From db114b83ab6064d9b1d6ec5650e096c89bd95e25 Mon Sep 17 00:00:00 2001
From: Hugh Dickins <hugh.dickins@tiscali.co.uk>
Date: Mon, 14 Dec 2009 17:59:25 -0800
Subject: ksm: hold anon_vma in rmap_item

For full functionality, page_referenced_one() and try_to_unmap_one() need
to know the vma: to pass vma down to arch-dependent flushes, or to observe
VM_LOCKED or VM_EXEC.  But KSM keeps no record of vma: nor can it, since
vmas get split and merged without its knowledge.

Instead, note page's anon_vma in its rmap_item when adding to stable tree:
all the vmas which might map that page are listed by its anon_vma.

page_referenced_ksm() and try_to_unmap_ksm() then traverse the anon_vma,
first to find the probable vma, that which matches rmap_item's mm; but if
that is not enough to locate all instances, traverse again to try the
others.  This catches those occasions when fork has duplicated a pte of a
ksm page, but ksmd has not yet come around to assign it an rmap_item.

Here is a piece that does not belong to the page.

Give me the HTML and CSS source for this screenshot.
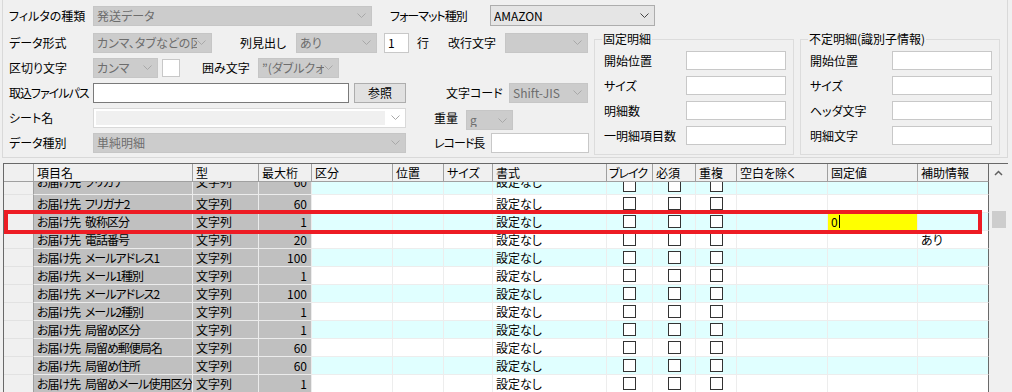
FILE: index.html
```html
<!DOCTYPE html>
<html>
<head>
<meta charset="utf-8">
<title>取込設定</title>
<link rel="stylesheet" href="styles.css">
<script>
window.onload=function(){
	var oRows = document.getElementById('rows');
	//項目名, 最大桁
	var aData = [
		['お届け先 フリガナ','60'],
		['お届け先 フリガナ2','60'],
		['お届け先 敬称区分','1'],
		['お届け先 電話番号','20'],
		['お届け先 メールアドレス1','100'],
		['お届け先 メール1種別','1'],
		['お届け先 メールアドレス2','100'],
		['お届け先 メール2種別','1'],
		['お届け先 局留め区分','1'],
		['お届け先 局留め郵便局名','60'],
		['お届け先 局留め住所','60'],
		['お届け先 局留めメール使用区分','1']
	];
	var html = '';
	for(var i=0;i<aData.length;i++){
		var kotei = '<div class="c"></div>';
		var hojo = '<div class="c"></div>';
		//敬称区分の固定値は編集中
		if(i==2){
			kotei = '<div class="c yel">0<span class="caret"></span></div>';
		}
		if(i==3){
			hojo = '<div class="c">あり</div>';
		}
		var cls = 'brow';
		if(i%2==0) cls += ' cy';
		//一行目は上が隠れている
		if(i==0) cls += ' part';
		html += '<div class="'+cls+'">'+
			'<div class="rh"></div>'+
			'<div class="g name">'+aData[i][0]+'</div>'+
			'<div class="g">文字列</div>'+
			'<div class="g num">'+aData[i][1]+'</div>'+
			'<div class="c"></div><div class="c"></div><div class="c"></div>'+
			'<div class="c">設定なし</div>'+
			'<div class="c ck"><span class="chk"></span></div>'+
			'<div class="c ck"><span class="chk"></span></div>'+
			'<div class="c ck"><span class="chk"></span></div>'+
			'<div class="c"></div>'+kotei+hojo+
			'</div>';
	}
	oRows.innerHTML = html;
};
</script>
</head>

<body>
<div class="panel">
	<div class="row">
		<span class="lbl w84">フィルタの種類</span>
		<div class="cmb w279"><span>発送データ</span><svg width="9" height="5" viewBox="0 0 9 5"><polyline points="0.5,0.5 4.5,4.5 8.5,0.5"/></svg></div>
		<span class="lbl w100 ml18 tight">フォーマット種別</span>
		<div class="cmb act w165"><span>AMAZON</span><svg width="9" height="5" viewBox="0 0 9 5"><polyline points="0.5,0.5 4.5,4.5 8.5,0.5"/></svg></div>
	</div>
	<div class="lower">
		<div class="form">
			<div class="row">
				<span class="lbl w84">データ形式</span>
				<div class="cmb w119"><span>カンマ、タブなどの区ｷ</span><svg width="9" height="5" viewBox="0 0 9 5"><polyline points="0.5,0.5 4.5,4.5 8.5,0.5"/></svg></div>
				<span class="lbl w56 ml28">列見出し</span>
				<div class="cmb w81"><span>あり</span><svg width="9" height="5" viewBox="0 0 9 5"><polyline points="0.5,0.5 4.5,4.5 8.5,0.5"/></svg></div>
				<div class="txt w25 ml7">1</div>
				<span class="lbl w31 ml8">行</span>
				<span class="lbl w57">改行文字</span>
				<div class="cmb w83"><span></span><svg width="9" height="5" viewBox="0 0 9 5"><polyline points="0.5,0.5 4.5,4.5 8.5,0.5"/></svg></div>
			</div>
			<div class="row">
				<span class="lbl w84">区切り文字</span>
				<div class="cmb w65"><span>カンマ</span><svg width="9" height="5" viewBox="0 0 9 5"><polyline points="0.5,0.5 4.5,4.5 8.5,0.5"/></svg></div>
				<div class="txt sq ml4"></div>
				<span class="lbl w56 ml22">囲み文字</span>
				<div class="cmb w81"><span>”(ダブルクォ</span><svg width="9" height="5" viewBox="0 0 9 5"><polyline points="0.5,0.5 4.5,4.5 8.5,0.5"/></svg></div>
			</div>
			<div class="row">
				<span class="lbl w84 tight">取込ファイルパス</span>
				<div class="txt dark w256"></div>
				<div class="btn w52 ml5">参照</div>
				<span class="lbl w63 ml40">文字コード</span>
				<div class="cmb w79"><span>Shift-JIS</span><svg width="9" height="5" viewBox="0 0 9 5"><polyline points="0.5,0.5 4.5,4.5 8.5,0.5"/></svg></div>
			</div>
			<div class="row">
				<span class="lbl w84">シート名</span>
				<div class="cmb white w313"><span class="fill"></span><svg width="9" height="5" viewBox="0 0 9 5"><polyline points="0.5,0.5 4.5,4.5 8.5,0.5"/></svg></div>
				<span class="lbl w32 ml28">重量</span>
				<div class="cmb w47 low"><span>g</span><svg width="9" height="5" viewBox="0 0 9 5"><polyline points="0.5,0.5 4.5,4.5 8.5,0.5"/></svg></div>
			</div>
			<div class="row">
				<span class="lbl w84">データ種別</span>
				<div class="cmb w313"><span>単純明細</span><svg width="9" height="5" viewBox="0 0 9 5"><polyline points="0.5,0.5 4.5,4.5 8.5,0.5"/></svg></div>
				<span class="lbl w57 ml28 tight">レコード長</span>
				<div class="txt w98"></div>
			</div>
		</div>
		<fieldset class="grp">
			<legend>固定明細</legend>
			<div class="ginner">
				<div class="grow"><span class="lbl w82">開始位置</span><div class="txt w100"></div></div>
				<div class="grow"><span class="lbl w82">サイズ</span><div class="txt w100"></div></div>
				<div class="grow"><span class="lbl w82">明細数</span><div class="txt w100"></div></div>
				<div class="grow"><span class="lbl w82">一明細項目数</span><div class="txt w100"></div></div>
			</div>
		</fieldset>
		<fieldset class="grp ml6">
			<legend>不定明細(識別子情報)</legend>
			<div class="ginner">
				<div class="grow"><span class="lbl w82">開始位置</span><div class="txt w100"></div></div>
				<div class="grow"><span class="lbl w82">サイズ</span><div class="txt w100"></div></div>
				<div class="grow"><span class="lbl w82">ヘッダ文字</span><div class="txt w100"></div></div>
				<div class="grow"><span class="lbl w82">明細文字</span><div class="txt w100"></div></div>
			</div>
		</fieldset>
	</div>
</div>

<div class="grid">
	<div class="cells">
		<div class="hrow">
			<div></div>
			<div>項目名</div>
			<div>型</div>
			<div>最大桁</div>
			<div>区分</div>
			<div>位置</div>
			<div>サイズ</div>
			<div>書式</div>
			<div class="tight">ブレイク</div>
			<div>必須</div>
			<div>重複</div>
			<div>空白を除く</div>
			<div>固定値</div>
			<div>補助情報</div>
		</div>
		<div class="gbody"><div id="rows" class="rows"></div></div>
	</div>
	<div class="vscroll">
		<div class="up"><svg width="9" height="6" viewBox="0 0 9 6"><polyline points="1,5 4.5,1.5 8,5"/></svg></div>
		<div class="thumb"></div>
	</div>
	<div class="mark"></div>
</div>
</body>
</html>
```

FILE: styles.css
```css
*{margin:0; padding:0; box-sizing:border-box;}
html,body{height:392px; overflow:hidden;}
body{background:#f0f0f0; font-family:"Noto Sans CJK JP","Noto Sans",sans-serif; font-size:12px; line-height:14px; color:#000; font-feature-settings:"palt";}

/* 上の設定パネル */
.panel{margin-left:2px; width:1006px; border:1px solid #d9d9d9; border-top:none; padding:3px 0 2px 6px;}
.row{display:flex; align-items:center; height:25px;}
.lower{display:flex; margin-top:2px;}
.form{width:585px; flex:none;}
.lbl{flex:none; white-space:nowrap;}
.lbl.tight{letter-spacing:-1px;}

.cmb{flex:none; display:flex; align-items:center; justify-content:space-between; height:20px; padding:0 5px 0 3px; border:1px solid #c6c6c6; background:#ccc; color:#6d6d6d; white-space:nowrap; overflow:hidden;}
.cmb span{overflow:hidden;}
.cmb svg{flex:none; fill:none; stroke:#a8a8a8; stroke-width:1;}
.cmb.act{height:21px; background:#e5e5e5; border-color:#adadad; color:#000;}
.cmb.act svg{stroke:#444;}
.cmb.white{background:#fff; border-color:#d9d9d9; padding-left:2px;}
.cmb.white .fill{width:289px; height:14px; background:#f0f0f0;}
.cmb.low{align-self:flex-end;}

.txt{flex:none; height:20px; background:#fff; border:1px solid #c8c8c8; padding:0 3px; display:flex; align-items:center;}
.txt.dark{border-color:#7a7a7a;}
.txt.sq{width:18px; height:18px;}
.btn{flex:none; height:20px; background:#e1e1e1; border:1px solid #adadad; display:flex; align-items:center; justify-content:center;}

/* グループボックス */
.grp{flex:none; width:200px; margin-top:3px; border:1px solid #dcdcdc; min-width:0;}
.grp legend{margin-left:7px; padding:0 1px; line-height:12px;}
.ginner{display:flex; flex-direction:column; gap:6px; padding:6px 0 7px 9px;}
.grow{display:flex; align-items:center; height:19px;}
.grow .txt{height:19px;}

.w25{width:25px;} .w31{width:31px;} .w32{width:32px;} .w47{width:47px;} .w52{width:52px;}
.w56{width:56px;} .w57{width:57px;} .w63{width:63px;} .w65{width:65px;} .w79{width:79px;}
.w81{width:81px;} .w82{width:82px;} .w83{width:83px;} .w84{width:84px;} .w98{width:98px;}
.w100{width:100px;} .w119{width:119px;} .w165{width:165px;} .w256{width:256px;} .w279{width:279px;} .w313{width:313px;}
.ml4{margin-left:4px;} .ml5{margin-left:5px;} .ml6{margin-left:6px;} .ml7{margin-left:7px;} .ml8{margin-left:8px;}
.ml18{margin-left:18px;} .ml22{margin-left:22px;} .ml28{margin-left:28px;} .ml40{margin-left:40px;}

/* 明細グリッド */
.grid{position:relative; display:flex; margin:5px 0 0 3px; width:1005px; height:229px; border-top:1px solid #696969; border-left:1px solid #696969; overflow:hidden;}
.cells{width:985px; flex:none;}
.hrow,.brow{display:grid; grid-template-columns:30px 159px 66px 53px 81px 51px 49px 114px 46px 43px 41px 91px 90px 71px;}
.hrow div{height:18px; padding:0 2px 0 3px; display:flex; align-items:center; background:#f0f0f0; border-right:1px solid #a0a0a0; border-bottom:1px solid #a0a0a0; white-space:nowrap; overflow:hidden;}
.hrow div.tight{padding:0 0 0 2px; letter-spacing:-1px;}
.hrow div:last-child{border-right-color:#696969;}
.gbody{height:210px; overflow:hidden;}
.rows{margin-top:-5px;}
.brow div{height:18px; padding:0 3px; display:flex; align-items:center; background:#fff; border-right:1px solid #ededed; border-bottom:1px solid #ededed; white-space:nowrap; overflow:hidden; word-spacing:3px;}
.brow.part div{padding-bottom:7px;}
.brow.part div.ck{padding-bottom:0;}
.brow .rh{background:#f0f0f0; border-right-color:#a0a0a0; border-bottom-color:#e2e2e2;}
.brow .g{background:#c0c0c0; border-color:#ececec;}
.brow .name{letter-spacing:-1px;}
.brow .num{justify-content:flex-end; padding-right:4px;}
.brow.cy .c{background:#e0ffff;}
.brow .ck{justify-content:center;}
.brow div:last-child{border-right-color:#696969;}
.brow .yel,.brow.cy .yel{background:#ff0;}
.chk{width:13px; height:13px; border:1px solid #333; background:#fff;}
.caret{display:inline-block; width:1px; height:13px; background:#000; margin-left:1px;}

.vscroll{flex:none; width:19px; background:#f0f0f0; display:flex; flex-direction:column; align-items:center;}
.vscroll .up{height:17px; display:flex; align-items:center; justify-content:center;}
.vscroll .up svg{fill:none; stroke:#606060; stroke-width:1.5;}
.thumb{width:14px; height:17px; margin-top:30px; background:#cdcdcd;}

/* 選択行の赤枠 */
.mark{position:absolute; left:0; top:46px; width:978px; height:24px; border:4px solid #ed1c24;}
```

But each rmap_item in the stable tree which refers to an anon_vma needs to
take a reference to it.  Andrea's anon_vma design cleverly avoided a
reference count (an anon_vma was free when its list of vmas was empty),
but KSM now needs to add that.  Is a 32-bit count sufficient?  I believe
so - the anon_vma is only free when both count is 0 and list is empty.

Signed-off-by: Hugh Dickins <hugh.dickins@tiscali.co.uk>
Cc: Izik Eidus <ieidus@redhat.com>
Cc: Andrea Arcangeli <aarcange@redhat.com>
Cc: Chris Wright <chrisw@redhat.com>
Signed-off-by: Andrew Morton <akpm@linux-foundation.org>
Signed-off-by: Linus Torvalds <torvalds@linux-foundation.org>
---
 include/linux/rmap.h |  24 ++++++++
 mm/ksm.c             | 157 +++++++++++++++++++++++++++++++--------------------
 mm/rmap.c            |   5 +-
 3 files changed, 122 insertions(+), 64 deletions(-)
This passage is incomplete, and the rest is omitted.